It's worth noting that the Bernoulli equation is basically a special case of the Euler equation, which is beyond the Discovery Channel level of detail, so Bernoulli usually has to suffice.
Quoting UALWN (Reply 19): the two molecules are still where they used to be, one just atop the other (they have never moved).
Why should that have to be the case? If I understand your statement correctly, the particle on the top should have moved faster due to the bound vortex created about the airfoil.
Why do Aerospace Engineering students have to turn things in on time?
ikramerica From United States of America, joined May 2005, 20630 posts, RR: 62 Reply 22, posted (3 months 4 weeks 13 hours ago) and read 2904 times:
Read "Stop Abusing bernoulli" as it explains this and why the simplified explanation we give children and even teach at the air and space museum is a load of crap. The lift due to the pressure change alone based on equal transit is insufficient for high speed flight with heavy aircraft with small surface area wings, yet these aircraft fly every day.

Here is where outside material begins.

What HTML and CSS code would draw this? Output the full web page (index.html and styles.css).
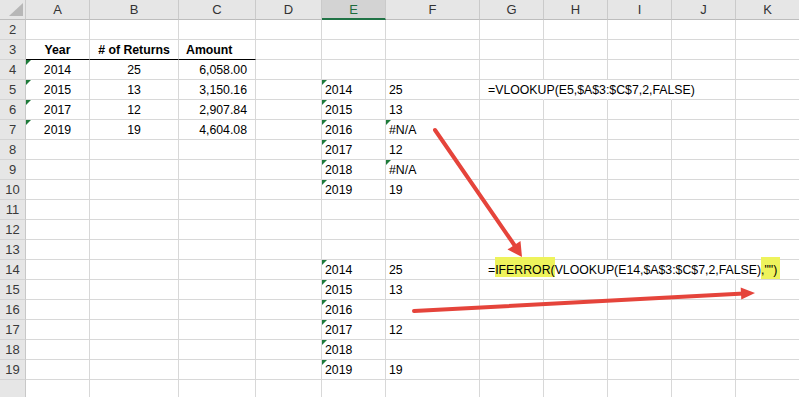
FILE: index.html
```html
<!DOCTYPE html>
<html>
<head>
<meta charset="utf-8">
<title>VLOOKUP IFERROR</title>
<link rel="stylesheet" href="styles.css">
</head>
<body>
<div class="sheet">
  <div class="row hdr">
    <div class="corner"><svg width="14" height="13" viewBox="0 0 14 13"><polygon points="14,0 14,13 0,13" fill="#b7b7b7"/></svg></div>
    <div class="ch">A</div><div class="ch">B</div><div class="ch">C</div><div class="ch">D</div><div class="ch sel">E</div><div class="ch">F</div><div class="ch">G</div><div class="ch">H</div><div class="ch">I</div><div class="ch">J</div><div class="ch">K</div>
  </div>
  <div class="row"><div class="rh">2</div><div class="c"></div><div class="c"></div><div class="c"></div><div class="c"></div><div class="c"></div><div class="c"></div><div class="c"></div><div class="c"></div><div class="c"></div><div class="c"></div><div class="c"></div></div>
  <div class="row"><div class="rh">3</div><div class="c ctr b ul">Year</div><div class="c ctr b ul"># of Returns</div><div class="c b ul amt">Amount</div><div class="c"></div><div class="c"></div><div class="c"></div><div class="c"></div><div class="c"></div><div class="c"></div><div class="c"></div><div class="c"></div></div>
  <div class="row"><div class="rh">4</div><div class="c ctr tri">2014</div><div class="c ctr">25</div><div class="c num">6,058.00</div><div class="c"></div><div class="c"></div><div class="c"></div><div class="c"></div><div class="c"></div><div class="c"></div><div class="c"></div><div class="c"></div></div>
  <div class="row"><div class="rh">5</div><div class="c ctr tri">2015</div><div class="c ctr">13</div><div class="c num">3,150.16</div><div class="c"></div><div class="c tri">2014</div><div class="c">25</div><div class="c g ov">=VLOOKUP(E5,$A$3:$C$7,2,FALSE)</div><div class="c ov"></div><div class="c ov"></div><div class="c"></div><div class="c"></div></div>
  <div class="row"><div class="rh">6</div><div class="c ctr tri">2017</div><div class="c ctr">12</div><div class="c num">2,907.84</div><div class="c"></div><div class="c tri">2015</div><div class="c">13</div><div class="c"></div><div class="c"></div><div class="c"></div><div class="c"></div><div class="c"></div></div>
  <div class="row"><div class="rh">7</div><div class="c ctr tri">2019</div><div class="c ctr">19</div><div class="c num">4,604.08</div><div class="c"></div><div class="c tri">2016</div><div class="c tri">#N/A</div><div class="c"></div><div class="c"></div><div class="c"></div><div class="c"></div><div class="c"></div></div>
  <div class="row"><div class="rh">8</div><div class="c"></div><div class="c"></div><div class="c"></div><div class="c"></div><div class="c tri">2017</div><div class="c">12</div><div class="c"></div><div class="c"></div><div class="c"></div><div class="c"></div><div class="c"></div></div>
  <div class="row"><div class="rh">9</div><div class="c"></div><div class="c"></div><div class="c"></div><div class="c"></div><div class="c tri">2018</div><div class="c tri">#N/A</div><div class="c"></div><div class="c"></div><div class="c"></div><div class="c"></div><div class="c"></div></div>
  <div class="row"><div class="rh">10</div><div class="c"></div><div class="c"></div><div class="c"></div><div class="c"></div><div class="c tri">2019</div><div class="c">19</div><div class="c"></div><div class="c"></div><div class="c"></div><div class="c"></div><div class="c"></div></div>
  <div class="row"><div class="rh">11</div><div class="c"></div><div class="c"></div><div class="c"></div><div class="c"></div><div class="c"></div><div class="c"></div><div class="c"></div><div class="c"></div><div class="c"></div><div class="c"></div><div class="c"></div></div>
  <div class="row"><div class="rh">12</div><div class="c"></div><div class="c"></div><div class="c"></div><div class="c"></div><div class="c"></div><div class="c"></div><div class="c"></div><div class="c"></div><div class="c"></div><div class="c"></div><div class="c"></div></div>
  <div class="row"><div class="rh">13</div><div class="c"></div><div class="c"></div><div class="c"></div><div class="c"></div><div class="c"></div><div class="c"></div><div class="c"></div><div class="c"></div><div class="c"></div><div class="c"></div><div class="c"></div></div>
  <div class="row"><div class="rh">14</div><div class="c"></div><div class="c"></div><div class="c"></div><div class="c"></div><div class="c tri">2014</div><div class="c">25</div><div class="c g ov">=<span class="hl hl1">IFERROR(</span>VLOOKUP(E14,$A$3:$C$7,2,FALSE)<span class="hl hl2">,"")</span></div><div class="c ov"></div><div class="c ov"></div><div class="c ov"></div><div class="c"></div></div>
  <div class="row"><div class="rh">15</div><div class="c"></div><div class="c"></div><div class="c"></div><div class="c"></div><div class="c tri">2015</div><div class="c">13</div><div class="c"></div><div class="c"></div><div class="c"></div><div class="c"></div><div class="c"></div></div>
  <div class="row"><div class="rh">16</div><div class="c"></div><div class="c"></div><div class="c"></div><div class="c"></div><div class="c tri">2016</div><div class="c"></div><div class="c"></div><div class="c"></div><div class="c"></div><div class="c"></div><div class="c"></div></div>
  <div class="row"><div class="rh">17</div><div class="c"></div><div class="c"></div><div class="c"></div><div class="c"></div><div class="c tri">2017</div><div class="c">12</div><div class="c"></div><div class="c"></div><div class="c"></div><div class="c"></div><div class="c"></div></div>
  <div class="row"><div class="rh">18</div><div class="c"></div><div class="c"></div><div class="c"></div><div class="c"></div><div class="c tri">2018</div><div class="c"></div><div class="c"></div><div class="c"></div><div class="c"></div><div class="c"></div><div class="c"></div></div>
  <div class="row"><div class="rh">19</div><div class="c"></div><div class="c"></div><div class="c"></div><div class="c"></div><div class="c tri">2019</div><div class="c">19</div><div class="c"></div><div class="c"></div><div class="c"></div><div class="c"></div><div class="c"></div></div>
  <div class="row"><div class="rh"></div><div class="c"></div><div class="c"></div><div class="c"></div><div class="c"></div><div class="c"></div><div class="c"></div><div class="c"></div><div class="c"></div><div class="c"></div><div class="c"></div><div class="c"></div></div>
</div>
<svg class="arrows" width="799" height="397" viewBox="0 0 799 397">
  <line x1="435" y1="130" x2="515" y2="246" stroke="#e5443b" stroke-width="4" stroke-linecap="round"/>
  <polygon points="522,257 507.5,249.5 520.5,241" fill="#e5443b"/>
  <line x1="414" y1="311" x2="744" y2="293.5" stroke="#e5443b" stroke-width="4" stroke-linecap="round"/>
  <polygon points="755,293 741.3,299.5 740.7,287.5" fill="#e5443b"/>
</svg>
</body>
</html>
```
FILE: styles.css
```css
* { box-sizing: border-box; }
html, body { margin: 0; padding: 0; }
body {
  width: 799px;
  height: 397px;
  overflow: hidden;
  position: relative;
  background: #fff;
  font-family: "Liberation Sans", Arial, sans-serif;
  font-size: 12.3px;
  color: #000;
}
.sheet { display: flex; flex-direction: column; }
.row {
  display: grid;
  grid-template-columns: 26px 64px 89px 77px 66px 64px 94px 64px 64px 64px 64px 64px;
  height: 20px;
}
.hdr .ch, .hdr .corner {
  background: #e6e6e6;
  border-right: 1px solid #cacaca;
  border-bottom: 1px solid #bdbdbd;
  height: 20px;
  line-height: 19px;
  text-align: center;
  color: #333;
  font-size: 13px;
}
.hdr .corner {
  display: flex;
  align-items: flex-end;
  justify-content: flex-end;
  padding: 0 2px 3px 0;
}
.hdr .corner svg { display: block; }
.hdr .sel {
  background: #d3d3d3;
  color: #1e6b3c;
  border-bottom: 2px solid #217346;
}
.rh {
  background: #e6e6e6;
  border-right: 1px solid #c8c8c8;
  border-bottom: 1px solid #d4d4d4;
  height: 20px;
  line-height: 20px;
  text-align: center;
  color: #3a3a3a;
  font-size: 13px;
}
.c {
  position: relative;
  border-right: 1px solid #d8d8d8;
  border-bottom: 1px solid #d8d8d8;
  height: 20px;
  line-height: 20px;
  padding: 0 3px;
  white-space: nowrap;
}
.ctr { text-align: center; }
.num { text-align: right; padding-right: 8px; }
.amt { padding-left: 7px; }
.b { font-weight: bold; }
.ul { border-bottom-color: #000; }
.g { padding-left: 8px; }
.ov { border-right-color: transparent; }
.tri::before {
  content: "";
  position: absolute;
  left: 0;
  top: 0;
  border-top: 5px solid #1e7b3a;
  border-right: 5px solid transparent;
}
.hl { background: #eef35c; }
.hl1 { padding: 6px 0 0 0; }
.hl2 { padding: 6px 3px 2px 0; }
.arrows {
  position: absolute;
  left: 0;
  top: 0;
  pointer-events: none;
}
```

Because its simply not true. Nor is there any physical reason it should be true. That's the basis of the "lie" we are taught for some reason. Fluids don't work like that. Water molecules entering a pipe at pressure will exist faster when in the center of the stream and slower and later the closer to the walls. The molecules directly touching the walls of the pipe barely move at all. Why wouldn't air around a wing act similarly?
Of all the things to worry about... the Wookie has no pants.
tdscanuck From Canada, joined Jan 2006, 11032 posts, RR: 72 Reply 23, posted (3 months 4 weeks 12 hours ago) and read 2901 times:
Quoting UALWN (Reply 19): If you look at the problem from the reference frame in which the air is at rest and the wing is coming towards it, you see two air molecules sitting one just atop the other, then the wing comes in and splits them apart, but after the wing has passed, the two molecules are still where they used to be, one just atop the other (they have never moved).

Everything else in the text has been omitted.